It was my attempt to stay awake and finish reading Moon Magic tonight, but I find I am really tired, and my mind is enough furnished, if not overly so, with enough concepts and questions as to make me feel really restless and unable to intake more.
I recognize the innate truth in this book. I have lately felt that I could not intake any of the things I have been reading lately if I had not been learning Zen Buddhism additionally. I feel like that practice enables me to recognize the truth of other practices on an unthinking level that is at the heart of spiritual work.

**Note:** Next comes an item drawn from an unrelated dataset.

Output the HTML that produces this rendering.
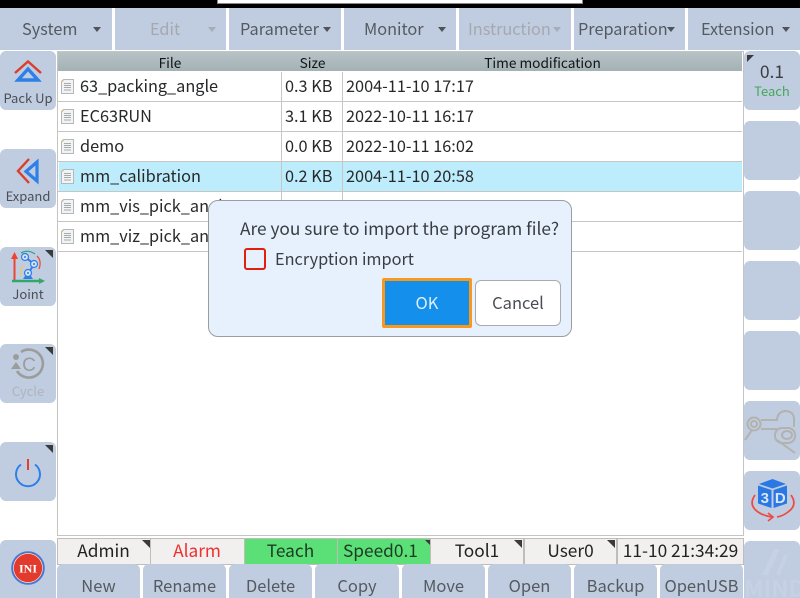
<!DOCTYPE html>
<html><head><meta charset="utf-8">
<style>
html,body{margin:0;padding:0;background:#fff}
#r{position:relative;width:800px;height:598px;overflow:hidden;background:#fff;font-family:"Liberation Sans","Noto Sans CJK SC",sans-serif}
#r,#r *{font-family:"Noto Sans CJK SC","Liberation Sans",sans-serif}
.a{position:absolute;box-sizing:border-box}
.m{position:absolute;top:8px;height:42px;background:#c0cce0;color:#555a60;font-size:16.3px;line-height:41px;white-space:nowrap}
.m span{position:absolute;top:0}
.m i{position:absolute;top:19px;width:0;height:0;border-left:4.5px solid transparent;border-right:4.5px solid transparent;border-top:5px solid #50545a}
.d{color:#a5a9ae}.d i{border-top-color:#a5adb8}
.b{position:absolute;width:56px;background:#c0cce0;border-radius:6px;text-align:center;color:#4a4f55;font-size:13px}
.c{position:absolute;right:3px;top:3px;width:0;height:0;border-top:8px solid #3a3a3a;border-left:8px solid transparent}
.t{position:absolute;font-size:16.3px;color:#26282a;white-space:nowrap;line-height:20px}
.h{position:absolute;top:52px;height:19px;background:linear-gradient(#b7c2c6,#a4b1b5);color:#111415;font-size:13.7px;line-height:20px;text-align:center;border-right:1px solid #8e9a9e}
.s{position:absolute;top:538px;height:25px;background:#f1f0ee;border:1px solid #c0bdb8;font-size:17.3px;line-height:22px;text-align:center;color:#222;white-space:nowrap}
.g{background:#5be077;}
.u{position:absolute;top:564px;height:34px;background:#c0cce0;border-radius:6px 6px 0 0;color:#555a60;font-size:16.5px;line-height:42px;text-align:center}
.l{position:absolute;left:58px;width:684px;height:1px;background:#c6c6c4}
.v{position:absolute;width:1px;top:72px;height:180px;background:#c6c6c4}
</style></head><body><div id="r">
<div class="a" style="left:0;top:0;width:800px;height:8px;background:#000"></div>
<div class="a" style="left:217px;top:0;width:366px;height:4px;background:#fff;border:1px solid #888;border-top:0"></div>

<div class="m" style="left:0;width:112px"><span style="left:22px">System</span><i style="left:93px"></i></div>
<div class="m d" style="left:115px;width:111px"><span style="left:35px">Edit</span><i style="left:93px"></i></div>
<div class="m" style="left:229px;width:112px"><span style="left:11px">Parameter</span><i style="left:94px"></i></div>
<div class="m" style="left:344px;width:112px"><span style="left:20px">Monitor</span><i style="left:94px"></i></div>
<div class="m d" style="left:459px;width:112px"><span style="left:9px">Instruction</span><i style="left:94px"></i></div>
<div class="m" style="left:574px;width:111px"><span style="left:4px">Preparation</span><i style="left:93px"></i></div>
<div class="m" style="left:688px;width:112px"><span style="left:13px">Extension</span><i style="left:94px"></i></div>

<!-- table frame -->
<div class="a" style="left:57px;top:51px;width:687px;height:485px;border:1px solid #c4c4c2;background:#fff"></div>
<div class="h" style="left:58px;width:224px">File</div>
<div class="h" style="left:282px;width:61px">Size</div>
<div class="h" style="left:343px;width:399px;border-right:0">Time modification</div>

<div class="a" style="left:59px;top:162px;width:683px;height:29px;background:#bdecfd"></div>
<div class="l" style="top:101px"></div><div class="l" style="top:131px"></div><div class="l" style="top:161px"></div><div class="l" style="top:191px"></div><div class="l" style="top:221px"></div><div class="l" style="top:251px"></div>
<div class="v" style="left:281px"></div><div class="v" style="left:342px"></div>

<svg class="a" style="left:60px;top:77px" width="16" height="180" viewBox="0 0 16 180">
<defs><g id="f"><path d="M3.5 2.500H13.500V16.500H1.500V4.500Z" fill="#f2f4f4" stroke="#b4b8ba"/><path d="M1.500 4.500L3.500 2.500V4.500Z" fill="#e8b060"/><path d="M4 6.500H11M4 8.500H11M4 10.500H11M4 13H11" stroke="#a4aaae"/></g></defs>
<use href="#f"/><use href="#f" y="30"/><use href="#f" y="60"/><use href="#f" y="90"/><use href="#f" y="120"/><use href="#f" y="150"/>
</svg>

<div class="t" style="left:80px;top:75px">63_packing_angle</div>
<div class="t" style="left:80px;top:105px">EC63RUN</div>
<div class="t" style="left:80px;top:135px">demo</div>
<div class="t" style="left:80px;top:165px">mm_calibration</div>
<div class="t" style="left:80px;top:195px">mm_vis_pick_angle</div>
<div class="t" style="left:80px;top:225px">mm_viz_pick_angle</div>
<div class="t" style="left:285px;top:75px">0.3 KB</div>
<div class="t" style="left:285px;top:105px">3.1 KB</div>
<div class="t" style="left:285px;top:135px">0.0 KB</div>
<div class="t" style="left:285px;top:165px">0.2 KB</div>
<div class="t" style="left:285px;top:195px">0.1 KB</div>
<div class="t" style="left:285px;top:225px">0.1 KB</div>
<div class="t" style="left:346px;top:75px">2004-11-10 17:17</div>
<div class="t" style="left:346px;top:105px">2022-10-11 16:17</div>
<div class="t" style="left:346px;top:135px">2022-10-11 16:02</div>
<div class="t" style="left:346px;top:165px">2004-11-10 20:58</div>
<div class="t" style="left:346px;top:195px">2004-11-15 09:00</div>
<div class="t" style="left:346px;top:225px">2004-11-15 09:02</div>

<!-- left buttons -->
<div class="b" style="left:0;top:51px;height:59px"><svg class="a" style="left:13px;top:8px" width="30" height="28" viewBox="0 0 30 28"><path d="M2 14L15 2.500L28 14" fill="none" stroke="#d8402c" stroke-width="2.400"/><path d="M15 10L25 21H5Z" fill="none" stroke="#2f7fe8" stroke-width="3.400"/></svg><div class="a" style="left:0;width:56px;top:38px;line-height:18px">Pack Up</div></div>
<div class="b" style="left:0;top:149px;height:59px"><svg class="a" style="left:15px;top:7px" width="28" height="30" viewBox="0 0 28 30"><path d="M14 3L3 15L14 27" fill="none" stroke="#d8402c" stroke-width="2.400"/><path d="M22 6V25L11 15.500Z" fill="none" stroke="#2f7fe8" stroke-width="3.200"/></svg><div class="a" style="left:0;width:56px;top:38px;line-height:18px">Expand</div></div>
<div class="b" style="left:0;top:247px;height:59px"><i class="c"></i><svg class="a" style="left:10px;top:3px" width="36" height="36" viewBox="0 0 36 36">
<path d="M4.500 31V6" stroke="#ee4433" stroke-width="2"/><path d="M4.500 2L8 9H1Z" fill="#ee4433"/>
<path d="M2 31H32" stroke="#2fa868" stroke-width="2.400"/><path d="M35 31L29 28V34Z" fill="#2fa868"/>
<path d="M18 24L24 14L15 7" fill="none" stroke="#2f7fe8" stroke-width="2"/>
<path d="M13 29H23L21 26H15Z" fill="#2f7fe8"/>
<g fill="#d4e2f2" stroke="#2f7fe8" stroke-width="1.200"><circle cx="18" cy="23" r="3.500"/><circle cx="24" cy="14" r="3.500"/><circle cx="15" cy="7" r="3.500"/></g>
<g fill="#2f7fe8"><circle cx="18" cy="23" r="1"/><circle cx="24" cy="14" r="1"/><circle cx="15" cy="7" r="1"/></g>
<path d="M27 6Q32 11 29 19" fill="none" stroke="#e85040" stroke-width="1.300"/><path d="M14 15Q9 19 11 26" fill="none" stroke="#e8c868" stroke-width="1.300"/><path d="M11 3Q18 -1 25 4" fill="none" stroke="#30a880" stroke-width="1.300"/>
</svg><div class="a" style="left:0;width:56px;top:38px;line-height:18px">Joint</div></div>
<div class="b" style="left:0;top:344px;height:59px;color:#adb4bd"><i class="c"></i><svg class="a" style="left:10px;top:4px" width="38" height="34" viewBox="0 0 38 34"><path d="M11 4A14 14 0 1 1 7 23" fill="none" stroke="#9c9c9a" stroke-width="2.600"/><path d="M6 14L11 21H1Z" fill="#9c9c9a"/><circle cx="6" cy="9" r="3" fill="#9c9c9a"/><text x="19" y="23" text-anchor="middle" font-size="19" fill="#9c9c9a" style="font-family:'Liberation Sans',sans-serif">C</text></svg><div class="a" style="left:0;width:56px;top:38px;line-height:18px">Cycle</div></div>
<div class="b" style="left:0;top:442px;height:59px"><i class="c"></i><svg class="a" style="left:13px;top:13px" width="30" height="34" viewBox="0 0 30 34"><path d="M8 9.500A12 12 0 1 0 22 9.500" fill="none" stroke="#2f7fe8" stroke-width="2"/><path d="M15 4V15" stroke="#e04030" stroke-width="2"/></svg></div>
<div class="b" style="left:0;top:540px;height:58px;border-radius:6px 6px 0 0"><svg class="a" style="left:11px;top:11px" width="34" height="34" viewBox="0 0 34 34"><circle cx="17" cy="17" r="16" fill="#e23a2c" stroke="#2f7fe8" stroke-width="1.600"/><circle cx="17" cy="17" r="14.500" fill="#e23a2c" stroke="#f2e4e0" stroke-width=".7"/><text x="17" y="21.500" text-anchor="middle" font-size="12" font-weight="700" fill="#fff" style="font-family:'Liberation Serif',serif">INI</text></svg></div>

<!-- right buttons -->
<div class="b" style="left:744px;top:51px;height:59px"><div class="a" style="left:3px;top:4px;width:0;height:0;border-top:7px solid #3a3a3a;border-right:7px solid transparent"></div><div class="a" style="left:0;width:56px;top:10px;font-size:17.500px;line-height:22px;color:#3a3e42">0.1</div><div class="a" style="left:0;width:56px;top:31px;line-height:18px;color:#45a85a">Teach</div></div>
<div class="b" style="left:744px;top:121px;height:59px"></div>
<div class="b" style="left:744px;top:191px;height:59px"></div>
<div class="b" style="left:744px;top:261px;height:59px"></div>
<div class="b" style="left:744px;top:331px;height:59px"></div>
<div class="b" style="left:744px;top:401px;height:59px"><svg class="a" style="left:0;top:8px" width="56" height="46" viewBox="0 0 56 46"><g fill="none" stroke="#b2b2ae" stroke-width="2"><path d="M1 31L8 21"/><circle cx="10" cy="15" r="6.500"/><circle cx="10" cy="15" r="3"/><path d="M17 11H33M17 20H33"/><path d="M33 12Q33 3 41 2Q49 2 50 9V18"/><rect x="31" y="19" width="20" height="15" rx="7"/><ellipse cx="43" cy="26" rx="5" ry="4"/><path d="M33 31L51 44"/></g></svg></div>
<div class="b" style="left:744px;top:471px;height:59px"><svg class="a" style="left:6px;top:8px" width="46" height="44" viewBox="0 0 46 44"><path d="M22.500 0L36 5L22.500 9.500L9 5Z" fill="#2a78e4"/><path d="M8 6.500L21.500 11V29L8 24.500Z" fill="#2a78e4"/><path d="M37 6.500L23.500 11V29L37 24.500Z" fill="#2a78e4"/><text x="14.800" y="24" text-anchor="middle" font-size="15" font-weight="700" fill="#d8e6f8" style="font-family:'Liberation Sans',sans-serif">3</text><text x="30.300" y="24" text-anchor="middle" font-size="15" font-weight="700" fill="#d8e6f8" style="font-family:'Liberation Sans',sans-serif">D</text><path d="M5 16Q-2 26 8 33Q14 37 22 38" fill="none" stroke="#ee4a44" stroke-width="1.700"/><path d="M18 34L23 38L18 42" fill="none" stroke="#ee4a44" stroke-width="1.700"/><path d="M41 16Q48 26 38 33Q33 37 27 38" fill="none" stroke="#ee4a44" stroke-width="1.700"/></svg></div>
<div class="b" style="left:744px;top:541px;height:57px;border-radius:6px 6px 0 0"></div>

<!-- status -->
<div class="s" style="left:57px;width:91px;padding-right:2px">Admin<i class="c" style="right:1px;top:1px"></i></div>
<div class="s" style="left:150px;width:92px;color:#f03030;padding-right:2px">Alarm</div>
<div class="s g" style="left:244px;width:91px;color:#1d3a24;padding-right:2px">Teach</div>
<div class="s g" style="left:337px;width:91px;color:#1d3a24;text-align:left;padding-left:5px">Speed0.1<i class="c" style="right:1px;top:1px"></i></div>
<div class="s" style="left:430px;width:92px">Tool1<i class="c" style="right:1px;top:1px"></i></div>
<div class="s" style="left:524px;width:91px">User0<i class="c" style="right:1px;top:1px"></i></div>
<div class="s" style="left:617px;width:125px">11-10 21:34:29</div>

<div class="u" style="left:57px;width:83px">New</div>
<div class="u" style="left:143px;width:83px">Rename</div>
<div class="u" style="left:229px;width:83px">Delete</div>
<div class="u" style="left:315px;width:84px">Copy</div>
<div class="u" style="left:402px;width:83px">Move</div>
<div class="u" style="left:488px;width:83px">Open</div>
<div class="u" style="left:574px;width:83px">Backup</div>
<div class="u" style="left:660px;width:83px">OpenUSB</div>

<!-- watermark -->
<div class="a" style="left:744px;top:574px;font-size:23px;font-weight:700;line-height:26px;color:#c6d1e3;white-space:nowrap;width:56px;overflow:hidden;letter-spacing:0">MIND</div>
<svg class="a" style="left:744px;top:541px" width="56" height="36" viewBox="0 0 56 36"><path d="M18 34L30 8H36L24 34ZM32 34L40 14H44L36 34Z" fill="#c6d1e3"/></svg>

<!-- dialog -->
<div class="a" style="left:208px;top:200px;width:364px;height:137px;background:#e6f1fd;border:1px solid #9a9ea3;border-radius:10px"></div>
<div class="t" style="left:240px;top:217px;color:#3a3e44;line-height:22px;font-size:17.300px">Are you sure to import the program file?</div>
<div class="a" style="left:244px;top:248px;width:22px;height:22px;border:2px solid #e0200c;border-radius:3px"></div>
<div class="t" style="left:275px;top:247px;color:#3a3e44;line-height:22px">Encryption import</div>
<div class="a" style="left:382px;top:278px;width:90px;height:50px;background:#1490ec;border:3px solid #f8981c;border-radius:2px;color:#dfeefc;font-size:16.500px;line-height:42px;text-align:center">OK</div>
<div class="a" style="left:475px;top:280px;width:86px;height:46px;background:#fff;border:1px solid #a8acb0;border-radius:6px;color:#4a4e54;font-size:16.500px;line-height:42px;text-align:center">Cancel</div>
</div></body></html>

I have been just sitting here for what seems like hours thinking things through. The thing I reached in the book today was "the greater magic," the working on the self that is otherwise known as psychology. I found out that Dion Fortune was herself a psychologist Witches must face their innermost darkness in order to obtain a higher degree. And an alleged symbology of the upside-down pentagram is the pendant of the second-degree witch who is facing the darkness within himself.
At my most cynical moments I have faltered at myself in this magickal version of a Twelve Step Program. But I started reading Aleister Crowley's High Magick's Aid and experienced similar feelings as in my study of the Qabalah. He asserts what can be found in magickal study is exactly that which I seek, an understanding of the human life. I find myself going further and further down this path. I'm reluctant, because I know at some point I'm going to look behind me and all traces of what was before will be gone, and here will be no shore I will be able to return to, I will only be able reach the far shore, or none at all. This is because of the brevity of life. For what I have to learn to gain full understanding of this path, I will have to commit myself to it.
This path I have discovered seemingly so inadvertently is so different than the path I sought in paganism. I am already so far down it I can barely glimpse the promises that drew me into witchcraft. Dryads with bark-colored hair beneath a power-bestowing moon. The ability to conjure, raise energy and work lovingly with nature. Flowers in the hair, herbs in the pot, a cottage full of cats. This is the life of the witch.
Maybe the life of the natural witch. Or the self-realized witch. But I am not a witch. I have had successes, and I yearn for that path. I believe it is a path for those with natural abilities, however, and I have learned pretty quickly in my stumblings that I am not instinctive in that way, and that I am reaching for that same goal through long and exhaustive intellectual study.
I wish I could practice natural magick, I wish I could make beautiful things, but like the ball of yarn I untangled I find here is a whole mess in front of me, and I can't practice natural magick with an aberrant nature.
So I follow this sorcery version of a Twelve Step Program. I am angry with it tonight, that is true. I am tired of my own flaws and lack of understanding, unconditional love and giving.
Our world calls a "witch" the opposite of what that word means to me. A "witch" is a spiritual human being who works through a loving and compassionate nature to tip the scales toward good, in deeds great and small, using mystical arts. And I am beginning to agree with Crowley's assertion that there is no real difference between science and magick except the obvious connotations the terms provoke in our minds. I could just as easily have said "science" as I said "mystical arts."
I document the evidence of my successful work as benevolent gifts from a higher Power, a "foretaste of the feast to come" to completely mangle Scripture, as I may have abilities and accomplish work and feel regularly that I am entitled to approach a higher Power once I have made good in my journey to understand my life and my self.